At Little Mountain Gallery (195 East 26th) until October 26
www.brownpapertickets.com
Posted on October 12, 2013
John Steinbeck’s stage adaptation of his classic novella Of Mice and Men is a surprising choice for young director Genevieve Fleming. The play is so early 20th century American and so masculine it smells of dust and sweat: nine men, one woman. And the story doesn’t exactly deal with a universal human experience: a migrant field worker with a dream of owning his own spread is prevented from achieving this because he has taken under his protection a big, strong, mentally challenged sidekick. Wherever this hulking, simple-minded guy goes, things die: mice, puppies, and who knows what else as George (Sean Harris Oliver) and childlike Lennie (Sebastian Kroon) drift from farm to farm.
Probably what hooked Fleming is the beauty of George’s care of Lennie in spite of the endless frustration and trouble he causes him. The painful last act of kindness to which George is driven is one of those moments in the theatre that Tennessee Williams described as an audience united in a ‘universal sob’.
What is universal across time and place, however, is George and Lennie’s dream of land ownership, of being their own boss and having the freedom to do what they want. That longing is just as strong today as it was back in California during the Great Depression when Steinbeck sets his play.
Little Mountain Gallery is such an intimate venue that it doesn’t take much for set designer Jenn Stewart to make you believe you’re in a barn. You may find yourself checking the bottom of your boots before you leave. Add costumes by Christopher David Gauthier – well worn Levis and overalls – and you know where you are.
Fleming cranks up the ambience with two musicians on banjo and guitar (Matthew MacDonald-Bain and Malcolm Dow) who also provide sound effects including water splashing, breaking bones and one excruciatingly long-anticipated gunshot.
Sean Harris Oliver, as George, is dynamic; he moves quickly and reacts sharply with an air of desperation.
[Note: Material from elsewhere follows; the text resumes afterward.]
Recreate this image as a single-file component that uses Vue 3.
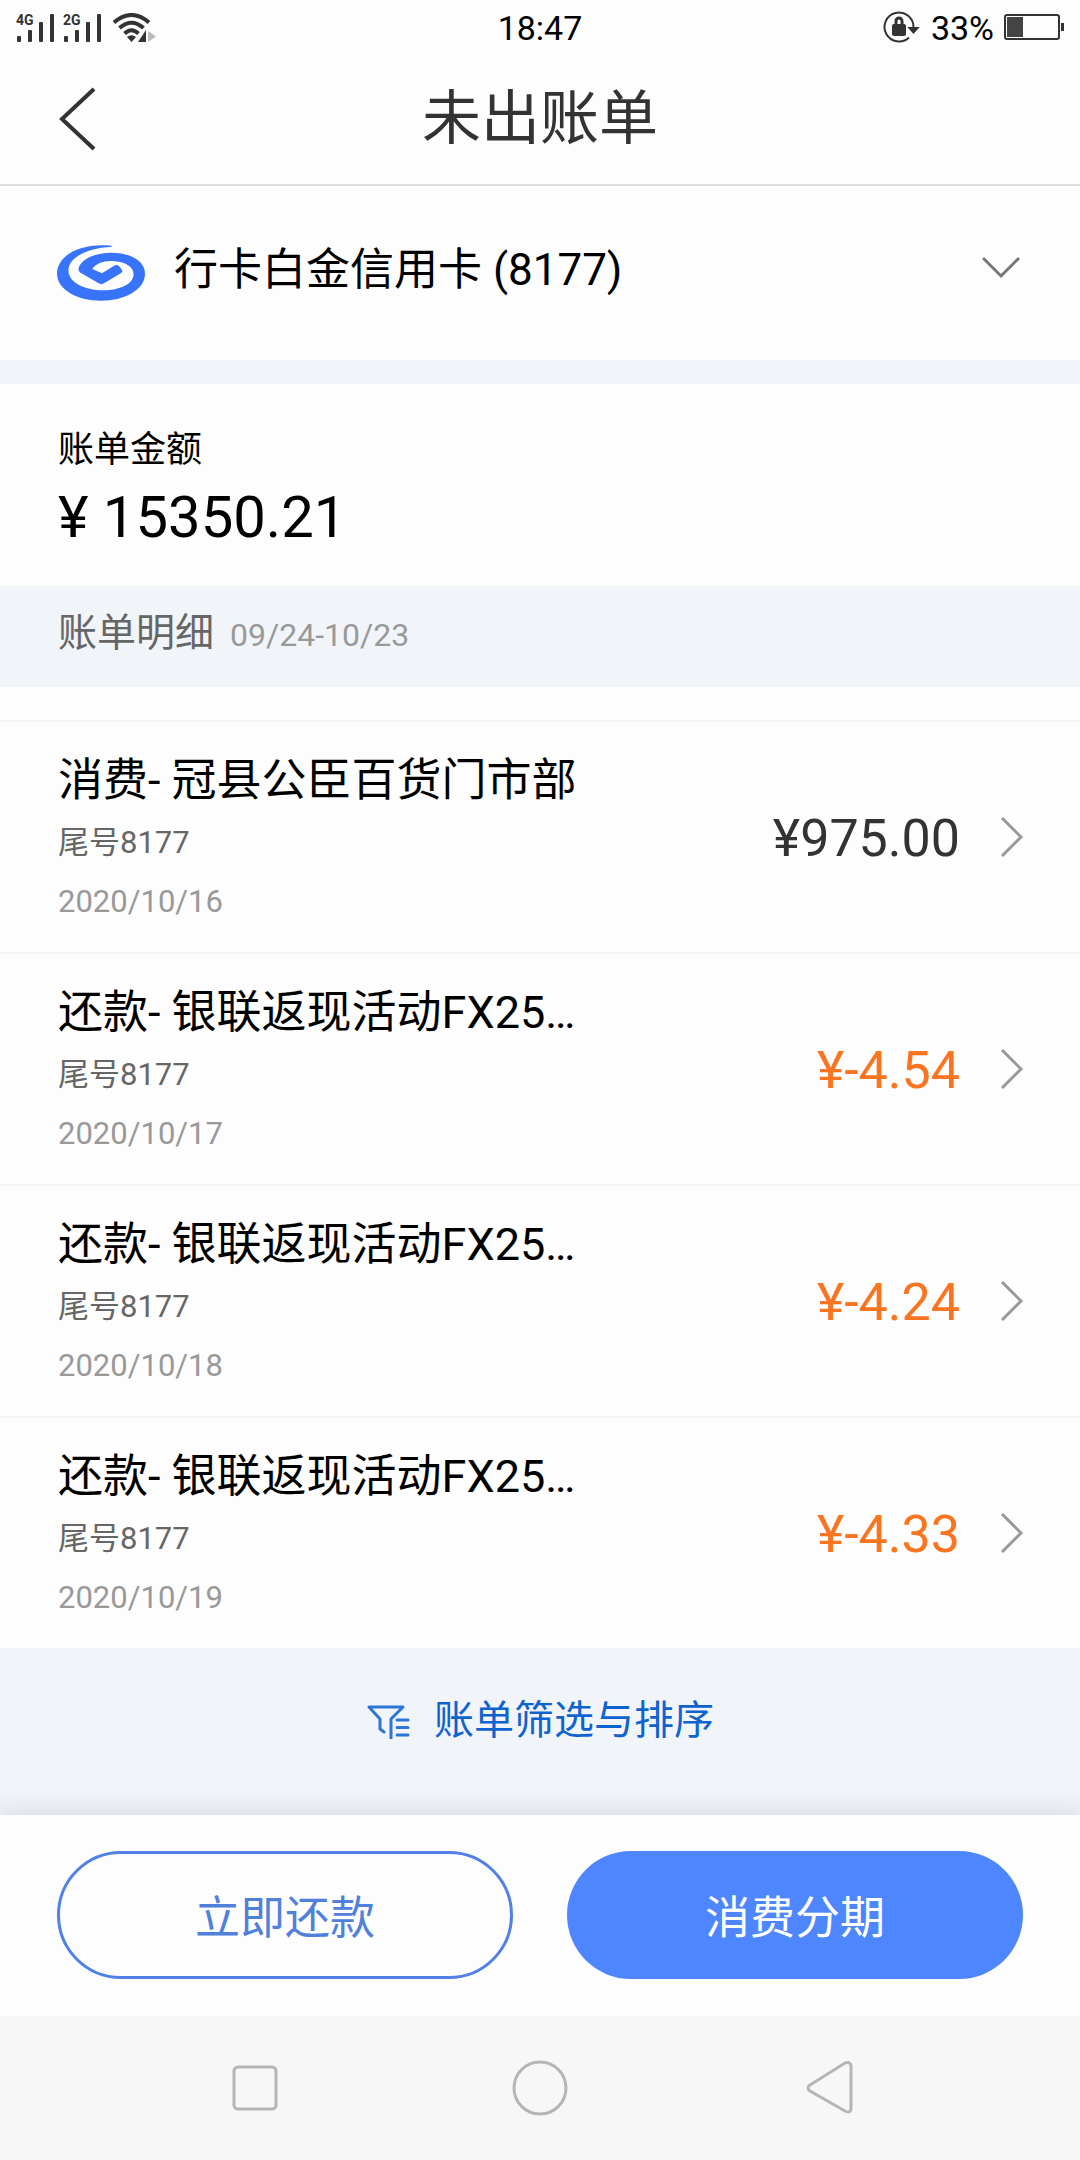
<script setup>
const transactions = [
  { id: 1, title: '消费- 冠县公臣百货门市部', tail: '尾号8177', date: '2020/10/16', amount: '¥975.00', credit: false },
  { id: 2, title: '还款- 银联返现活动FX25…', tail: '尾号8177', date: '2020/10/17', amount: '¥-4.54', credit: true },
  { id: 3, title: '还款- 银联返现活动FX25…', tail: '尾号8177', date: '2020/10/18', amount: '¥-4.24', credit: true },
  { id: 4, title: '还款- 银联返现活动FX25…', tail: '尾号8177', date: '2020/10/19', amount: '¥-4.33', credit: true },
]
const networks = ['4G', '2G']
</script>

<template>
  <div class="page">
    <div class="status">
      <div class="status-left">
        <svg v-for="net in networks" :key="net" width="39" height="30" viewBox="0 0 39 30" fill="#333">
          <text x="0" y="12" font-size="14" font-weight="700">{{ net }}</text>
          <rect x="1" y="23" width="4" height="6" rx="1" />
          <rect x="12" y="17" width="4" height="12" rx="1" />
          <rect x="23" y="9" width="4" height="20" rx="1" />
          <rect x="34" y="1" width="4" height="28" rx="1" />
        </svg>
        <svg width="46" height="30" viewBox="0 0 46 30" fill="none" stroke="#333" stroke-width="4">
          <path d="M4 9.500Q21.500-5.500 39 9.500" />
          <path d="M9.500 15Q21.500 4.500 33.500 15" />
          <path d="M14.500 20.500Q21.500 14 28.500 20.500" />
          <path d="M17 24Q21.500 20.500 26 24L21.500 29Z" fill="#333" stroke="none" />
          <path d="M36 17V29H28Z" fill="#333" stroke="none" />
          <path d="M38 18L46 23.500L38 29Z" fill="#bbb" stroke="none" />
        </svg>
      </div>
      <span>18:47</span>
      <div class="status-right">
        <svg width="38" height="34" viewBox="0 0 38 34" fill="none" stroke="#333" stroke-width="2">
          <path d="M26 26.500A14.500 14.500 0 1 1 30.500 16" />
          <path d="M26.500 17H34.500L30.500 21.500Z" fill="#333" />
          <rect x="10" y="14" width="12" height="10" rx="1" fill="#333" />
          <path d="M13 14V10A3 3 0 0 1 19 10V14" stroke-width="3" />
        </svg>
        <span>33%</span>
        <svg width="60" height="28" viewBox="0 0 60 28">
          <rect x="1" y="1" width="54" height="24" rx="2" fill="none" stroke="#333" stroke-width="2" />
          <rect x="3" y="3" width="16" height="20" fill="#444" />
          <rect x="57" y="9" width="3" height="8" fill="#333" />
        </svg>
      </div>
    </div>

    <header class="header">
      <button class="back" type="button" aria-label="返回">
        <svg width="38" height="64" viewBox="0 0 38 64" fill="none" stroke="#333" stroke-width="4">
          <path d="M36 2L4 32L36 62" />
        </svg>
      </button>
      <h1>未出账单</h1>
    </header>

    <button class="card" type="button">
      <svg class="logo" width="88" height="56" viewBox="0 0 262 168" fill="#3874fb" preserveAspectRatio="none">
        <path d="M162 2C65 -8 0 34 0 86C0 132 58 167 130 167C205 167 262 132 262 86C262 48 220 23 160 23C105 23 64 50 64 74Q64 79 70 83L124 115Q132 120 140 115L190 85Q197 80 193 74L185 64Q178 57 170 62L134 85L105 72C116 55 138 47 165 48C205 50 228 66 228 88C228 118 185 136 138 136C80 136 34 112 34 76C34 38 90 8 162 6Z" />
      </svg>
      <span class="card-name">行卡白金信用卡 (8177)</span>
      <svg width="40" height="24" viewBox="0 0 40 24" fill="none" stroke="#777" stroke-width="3">
        <path d="M1 3L19 21L37 3" />
      </svg>
    </button>

    <section class="summary">
      <p class="summary-label">账单金额</p>
      <p class="summary-amount">¥ 15350.21</p>
    </section>

    <div class="detail-head">
      <h2>账单明细</h2>
      <span class="range">09/24-10/23</span>
    </div>

    <ul class="list">
      <li v-for="item in transactions" :key="item.id">
        <a class="row" href="#">
          <span class="info">
            <span class="title">{{ item.title }}</span>
            <span class="tail">{{ item.tail }}</span>
            <span class="date">{{ item.date }}</span>
          </span>
          <span class="amount" :class="{ credit: item.credit }">{{ item.amount }}</span>
          <svg width="24" height="40" viewBox="0 0 24 40" fill="none" stroke="#999" stroke-width="3">
            <path d="M2 1L21 20L2 39" />
          </svg>
        </a>
      </li>
    </ul>

    <div class="filter-area">
      <button class="filter" type="button">
        <svg width="44" height="36" viewBox="0 0 44 36" fill="none" stroke="#2e75d9" stroke-width="3" stroke-linecap="round" stroke-linejoin="round">
          <path d="M18 29L14 26V16L3 4H37L25 16V35" />
          <path d="M31 17H42M31 24.500H42M31 32H42" />
        </svg>
        <span>账单筛选与排序</span>
      </button>
    </div>

    <footer class="actions">
      <button class="action outline" type="button">立即还款</button>
      <button class="action solid" type="button">消费分期</button>
    </footer>

    <nav class="system-nav">
      <button type="button" aria-label="最近任务">
        <svg width="56" height="56" viewBox="0 0 56 56"><rect x="7" y="7" width="42" height="42" rx="4" /></svg>
      </button>
      <button type="button" aria-label="主屏幕">
        <svg width="56" height="56" viewBox="0 0 56 56"><circle cx="28" cy="28" r="26" /></svg>
      </button>
      <button type="button" aria-label="返回上一级">
        <svg width="56" height="56" viewBox="0 0 56 56"><path d="M48 3Q54 1 54 7V48Q54 54 48 51L13 31Q9 28 13 25Z" /></svg>
      </button>
    </nav>
  </div>
</template>

<style>
body {
  margin: 0;
  background: #fdfdfd;
}
</style>

<style scoped>
.page {
  display: flex;
  flex-direction: column;
  min-height: 100vh;
  font-family: Roboto, "Noto Sans CJK SC", sans-serif;
  color: #000;
  background: #fdfdfd;
}
button {
  margin: 0;
  padding: 0;
  border: 0;
  background: none;
  font-family: inherit;
  color: inherit;
}
svg {
  display: block;
  flex: none;
}
h1, h2, p, ul {
  margin: 0;
  padding: 0;
  font-weight: 400;
}
.status {
  display: grid;
  grid-template-columns: 1fr auto 1fr;
  align-items: center;
  height: 54px;
  padding: 0 16px;
  font-size: 34px;
  line-height: 56px;
}
.status-left, .status-right {
  display: flex;
  align-items: center;
  gap: 8px;
}
.status-right {
  justify-content: flex-end;
  gap: 10px;
}
.header {
  display: grid;
  grid-template-columns: 1fr auto 1fr;
  align-items: center;
  height: 130px;
  padding: 0 58px;
  border-bottom: 2px solid #dfdfdf;
}
.back {
  justify-self: start;
}
h1 {
  font-size: 59px;
  line-height: 80px;
  color: #333;
}
.card {
  display: flex;
  align-items: center;
  height: 174px;
  padding: 0 58px 12px 57px;
  box-sizing: border-box;
  gap: 29px;
  text-align: left;
}
.logo {
  margin-top: 12px;
}
.card-name {
  flex: 1;
  margin-top: 6px;
  font-size: 44px;
  line-height: 64px;
}
.summary {
  padding: 40px 58px 28px;
  border-top: 24px solid #f1f4f8;
}
.summary-label {
  font-size: 36px;
  line-height: 52px;
}
.summary-amount {
  font-size: 58px;
  line-height: 82px;
}
.detail-head {
  display: flex;
  align-items: baseline;
  gap: 16px;
  height: 101px;
  padding: 0 58px;
  background: #f1f4f8;
  line-height: 94px;
  box-sizing: border-box;
}
h2 {
  font-size: 39px;
  color: #666;
}
.range {
  font-size: 32px;
  color: #999;
}
.list {
  padding-top: 33px;
  list-style: none;
}
.row {
  display: flex;
  align-items: center;
  height: 230px;
  padding: 0 56px 0 58px;
  border-top: 2px solid #f4f4f4;
  color: inherit;
  text-decoration: none;
}
.info {
  display: flex;
  flex: 1;
  flex-direction: column;
  padding-top: 6px;
}
.title {
  font-size: 45px;
  line-height: 64px;
}
.tail, .date {
  font-size: 31px;
  line-height: 59px;
  color: #666;
}
.date {
  color: #999;
}
.amount {
  margin-right: 40px;
  padding-top: 4px;
  font-size: 52px;
  line-height: 64px;
  color: #333;
}
.credit {
  color: #fb7420;
}
.filter-area {
  flex: 1;
  background: #f1f4f8;
}
.filter {
  display: flex;
  align-items: center;
  gap: 24px;
  margin: 45px auto 0;
  font-size: 40px;
  line-height: 56px;
  color: #0f63d0;
}
.actions {
  display: grid;
  grid-template-columns: 1fr 1fr;
  gap: 54px;
  padding: 36px 57px 37px;
  background: #fdfdfd;
  box-shadow: 0 0 24px 2px #d6d6e2;
  clip-path: inset(-30px 0 0 0);
}
.action {
  height: 128px;
  padding-bottom: 2px;
  border-radius: 64px;
  font-size: 45px;
}
.outline {
  border: 3px solid #5080e8;
  color: #5080dc;
}
.solid {
  background: #4e86ff;
  color: #fff;
}
.system-nav {
  display: flex;
  justify-content: center;
  gap: 229px;
  padding: 44px 0;
  background: #f7f7f7;
}
.system-nav svg {
  fill: none;
  stroke: #b5b5b5;
  stroke-width: 3px;
}
</style>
Although we know there is softness in this character, we only see it when Lennie persuades him to tell – again and again – how life will be on their own farm where there will be, George promises, rabbits; Lennie’s compulsion, which leads to the tragedy, is to stroke soft things.
Sebastian Kroon’s Lennie is problematic. Kroon’s lumbering physicality is right on but the decision to make Lennie sound like a baby doesn’t feel right. Here’s the challenge: how do you make a tall, strapping, articulate actor sound mentally deficient without reducing him to baby talk. I don’t know and I expect Fleming and Kroon agonized over it. What Kroon does get right is Lennie’s bursts of happiness when he and George talk about “living off the fat of the land” on their own farm. Kroon lights up the whole place in those moments.
If Alec Willows were a piece of machinery, you’d oil him. His gravel-voiced, derelict take on Candy makes him almost endearing but you’d have to clean him up before you took him home. Jesse Martyn is so natural as clean-cut, decent Slim that you’d think Martyn had just ridden his horse in from Ashcroft. Robert Olguin makes his character, Carlson, as dangerous as barbed wire. Carlson’s despicable eagerness to shoot Candy’s old dog foreshadows the soon-to-unfold tragedy of George and Lennie.
The trampy but lonely boss’s daughter-in-law is played by Christine Quintana who gets some sympathy for her character by revealing the poor young wife’s unhappiness and loneliness; bad marriage, no one to talk to, dreams in tatters.
Also in the cast are Matthew Bissett, Raes Calvert, Adrian Neblett and Amitai Marmorstein, whose natural softness and sweetness he struggles hard to conceal in the role of the pugnacious little prick Curley.
There is power in this play and in this production but it feels like a piece of early 20th century Americana now. Its greatest contribution is the introduction to audiences not raised on Steinbeck, to a major work by a major American writer. That’s justification enough for Hardline Productions to mount this 1937 American classic.